__Stated problem__
Starting at the top of the listing, extract every line up to and including the one with "import React from 'react';". Pictures stay out of the copy.

----- Input rows -----

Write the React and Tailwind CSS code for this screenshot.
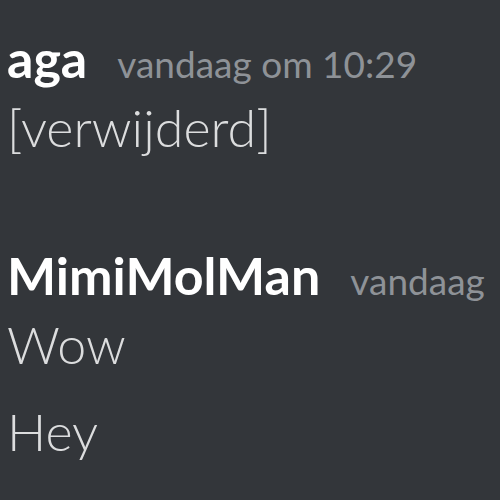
import React from 'react';

// Berichten zoals in de schermafbeelding
const groups = [
    {
        user: 'aga',
        time: 'vandaag om 10:29',
        lines: ['[verwijderd]'],
    },
    {
        user: 'MimiMolMan',
        time: 'vandaag',
        lines: ['Wow', 'Hey'],
    },
];

function MessageGroup({ group, first }) {
    return (
        <div className={first ? 'pt-[27px]' : 'mt-[86px]'}>
            <div className="flex h-[62px] items-baseline whitespace-nowrap">
                <span className="text-[52px] leading-[62px] font-bold text-white">{group.user}</span>
                <span className="ml-[30px] text-[37px] leading-none text-[#8e9297]">{group.time}</span>
            </div>
            {group.lines.map((line, i) => (
                <div
                    key={i}
                    className={`text-[52px] font-light leading-[62px] text-[#dcddde] ${
                        i === 0 ? 'mt-[7px]' : 'mt-[25px]'
                    }`}
                >
                    {line}
                </div>
            ))}
        </div>
    );
}

export default function App() {
    return (
        <div
            className="h-[500px] w-[500px] overflow-hidden bg-[#33363a] pl-[7px]"
            style={{ fontFamily: 'Lato, "Open Sans", sans-serif' }}
        >
            {groups.map((g, i) => (
                <MessageGroup key={g.user} group={g} first={i === 0} />
            ))}
        </div>
    );
}
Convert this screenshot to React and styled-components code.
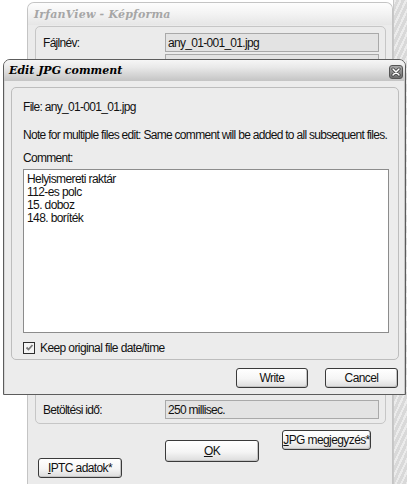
import React from "react";
import styled, { createGlobalStyle } from "styled-components";

const Global = createGlobalStyle`
  * { box-sizing: border-box; }
  html, body { margin: 0; padding: 0; background: #ffffff; }
  body { width: 407px; height: 484px; overflow: hidden; font-family: "Liberation Sans", Arial, sans-serif; }
`;

const Page = styled.div`
  position: relative;
  width: 407px;
  height: 484px;
  display: flex;
  padding-top: 2px;
  padding-left: 27px;
  background: #ffffff;
`;

const Window = styled.div`
  width: 366px;
  height: 490px;
  display: flex;
  flex-direction: column;
  border: 1px solid #c4c4c4;
  border-bottom: none;
  border-radius: 7px 7px 0 0;
  background: #ebebeb;
`;

const Texture = styled.div`
  flex: 1;
  margin-top: -2px;
  background:
    repeating-linear-gradient(115deg, rgba(255,255,255,0.4) 0 2px, rgba(0,0,0,0.025) 2px 5px),
    #dedede;
  border-left: 1px solid #c8c8c8;
`;

const WinTitle = styled.div`
  height: 22px;
  display: flex;
  align-items: center;
  padding-left: 6px;
  border-radius: 6px 6px 0 0;
  background: linear-gradient(#fdfdfd, #f4f4f4 45%, #e6e6e6);
  font-family: "DejaVu Serif", "Liberation Serif", serif;
  font-style: italic;
  font-weight: bold;
  font-size: 11px;
  letter-spacing: 0.2px;
  color: #a6a6a6;
`;

const WinBody = styled.div`
  flex: 1;
  display: flex;
  flex-direction: column;
  padding: 1px 6px 0 7px;
`;

const InfoGroup = styled.div`
  height: 398px;
  display: flex;
  flex-direction: column;
  gap: 2px;
  padding: 6px 6px 4px 7px;
  border: 1px solid #c6c6c6;
  border-radius: 5px;
`;

const InfoRow = styled.div`
  display: flex;
  align-items: center;
  height: 19px;
`;

const Spacer = styled.div`
  flex: 1;
`;

const Label = styled.div`
  width: 122px;
  font-size: 12px;
  letter-spacing: -0.7px;
  color: #111;
`;

const Field = styled.div`
  flex: 1;
  height: 19px;
  display: flex;
  align-items: center;
  padding-left: 2px;
  background: #e3e3e3;
  border: 1px solid #a9a9a9;
  font-size: 12px;
  letter-spacing: -0.7px;
  color: #111;
`;

const ButtonArea = styled.div`
  display: grid;
  grid-template-columns: 83px 93px 88px;
  align-items: start;
  padding-left: 3px;
`;

const Btn = styled.button`
  height: ${(p) => p.h || 20}px;
  width: ${(p) => p.w}px;
  margin-top: ${(p) => p.top || 0}px;
  margin-left: ${(p) => p.left || 0}px;
  padding: 0;
  display: flex;
  align-items: center;
  justify-content: center;
  border: 1px solid #3a3a3a;
  border-radius: 3px;
  background: linear-gradient(#ffffff, #f5f5f5 55%, #dcdcdc);
  box-shadow: inset -1px -1px 0 #c4c4c4;
  font-family: "Liberation Sans", Arial, sans-serif;
  font-size: 12px;
  letter-spacing: -0.6px;
  color: #111;
  u { text-decoration: underline; text-underline-offset: 1px; }
`;

const Dialog = styled.div`
  position: absolute;
  left: 3px;
  top: 59px;
  width: 403px;
  height: 336px;
  display: flex;
  flex-direction: column;
  border: 1px solid #5c5c5c;
  border-radius: 7px 7px 0 0;
  background: #ececec;
  box-shadow: inset 1px 0 0 #d6d6d6, inset -1px 0 0 #c8c8c8;
`;

const TitleBar = styled.div`
  height: 21px;
  display: flex;
  align-items: center;
  justify-content: space-between;
  padding: 0 2px 0 5px;
  border-radius: 6px 6px 0 0;
  background: linear-gradient(#f6f6f6, #e9e9e9 35%, #d2d2d2 75%, #c4c4c4);
  font-family: "DejaVu Serif", "Liberation Serif", serif;
  font-style: italic;
  font-weight: bold;
  font-size: 11px;
  color: #000;
`;

const CloseBtn = styled.div`
  width: 14px;
  height: 14px;
  margin-top: 2px;
  display: flex;
  align-items: center;
  justify-content: center;
  border: 1px solid #555;
  border-radius: 3px;
  background: linear-gradient(#a8a8a8, #6e6e6e);
`;

const DlgBody = styled.div`
  flex: 1;
  display: flex;
  flex-direction: column;
  padding: 6px 6px 6px 7px;
`;

const Group = styled.div`
  height: 273px;
  display: flex;
  flex-direction: column;
  padding: 12px 9px 0 11px;
  border: 1px solid #bdbdbd;
  border-radius: 5px;
`;

const Text = styled.div`
  height: 14px;
  line-height: 14px;
  margin-top: ${(p) => p.top || 0}px;
  font-size: 12px;
  letter-spacing: -0.7px;
  color: #111;
  white-space: nowrap;
`;

const Memo = styled.div`
  height: 164px;
  margin-top: 4px;
  padding: 3px 3px;
  background: #ffffff;
  border: 1px solid #8c8c8c;
  font-size: 12px;
  line-height: 13px;
  letter-spacing: -0.6px;
  color: #111;
`;

const CheckRow = styled.div`
  display: flex;
  align-items: center;
  gap: 5px;
  margin-top: 8px;
  height: 13px;
  font-size: 12px;
  letter-spacing: -0.6px;
  color: #111;
`;

const Box = styled.div`
  width: 12px;
  height: 12px;
  display: flex;
  align-items: center;
  justify-content: center;
  border: 1px solid #2e2e2e;
  background: #f4f4f4;
`;

const DlgButtons = styled.div`
  display: flex;
  justify-content: flex-end;
  gap: 17px;
  margin-top: 8px;
  padding-right: 1px;
`;

export default function App() {
  return (
    <>
      <Global />
      <Page>
        <Window>
          <WinTitle>IrfanView - Képforma</WinTitle>
          <WinBody>
            <InfoGroup>
              <InfoRow>
                <Label>Fájlnév:</Label>
                <Field>any_01-001_01.jpg</Field>
              </InfoRow>
              <InfoRow>
                <Label />
                <Field />
              </InfoRow>
              <Spacer />
              <InfoRow>
                <Label>Betöltési idő:</Label>
                <Field>250 millisec.</Field>
              </InfoRow>
            </InfoGroup>
            <ButtonArea>
              <Btn w={84} top={34}>
                <span><u>I</u>PTC adatok*</span>
              </Btn>
              <Btn w={94} h={22} top={16} left={44}>
                <span><u>O</u>K</span>
              </Btn>
              <Btn w={89} top={6} left={68}>
                <span><u>J</u>PG megjegyzés*</span>
              </Btn>
            </ButtonArea>
          </WinBody>
        </Window>
        <Texture />

        <Dialog>
          <TitleBar>
            <span>Edit JPG comment</span>
            <CloseBtn>
              <svg width="10" height="10" viewBox="0 0 10 10">
                <path d="M2 2 L8 8 M8 2 L2 8" stroke="#333" strokeWidth="3" strokeLinecap="round" />
                <path d="M2 2 L8 8 M8 2 L2 8" stroke="#fff" strokeWidth="1.6" strokeLinecap="round" />
              </svg>
            </CloseBtn>
          </TitleBar>
          <DlgBody>
            <Group>
              <Text>File: any_01-001_01.jpg</Text>
              <Text top={14}>
                Note for multiple files edit: Same comment will be added to all subsequent files.
              </Text>
              <Text top={9}>Comment:</Text>
              <Memo>
                Helyismereti raktár
                <br />
                112-es polc
                <br />
                15. doboz
                <br />
                148. boríték
              </Memo>
              <CheckRow>
                <Box>
                  <svg width="9" height="9" viewBox="0 0 9 9">
                    <path d="M1.5 4.5 L3.5 6.5 L7.5 2" fill="none" stroke="#7a7a7a" strokeWidth="1.8" />
                  </svg>
                </Box>
                <span>Keep original file date/time</span>
              </CheckRow>
            </Group>
            <DlgButtons>
              <Btn w={72}>Write</Btn>
              <Btn w={73}>Cancel</Btn>
            </DlgButtons>
          </DlgBody>
        </Dialog>
      </Page>
    </>
  );
}
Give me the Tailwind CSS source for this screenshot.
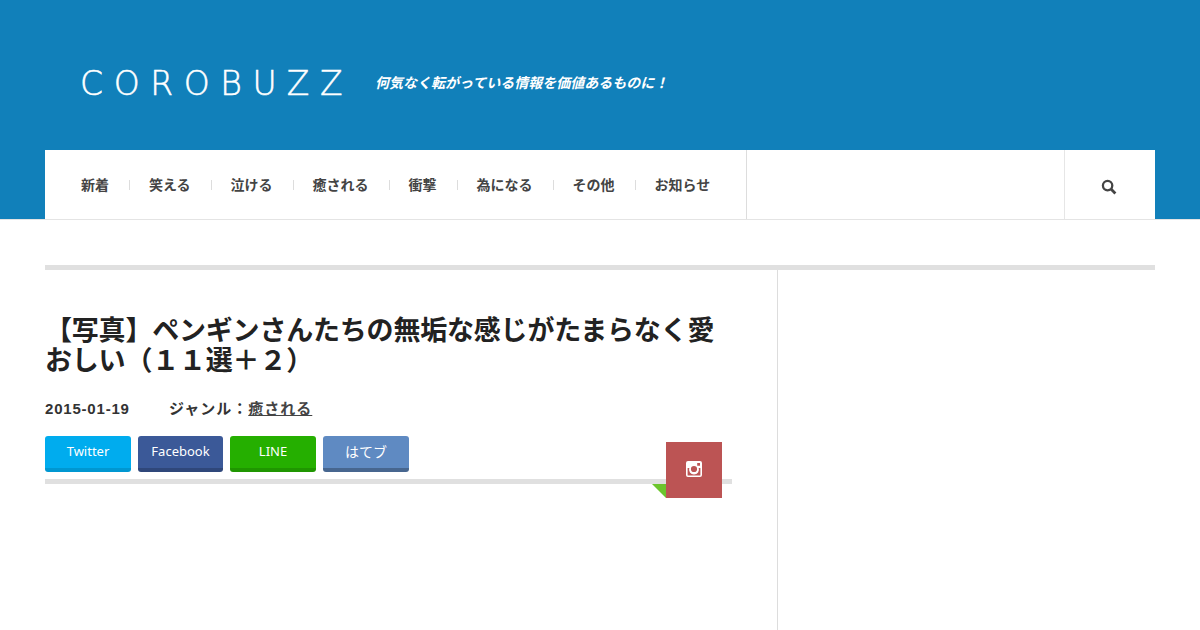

-----

__Exercise answer__
Write the React and Tailwind CSS code for this screenshot.
import React from 'react';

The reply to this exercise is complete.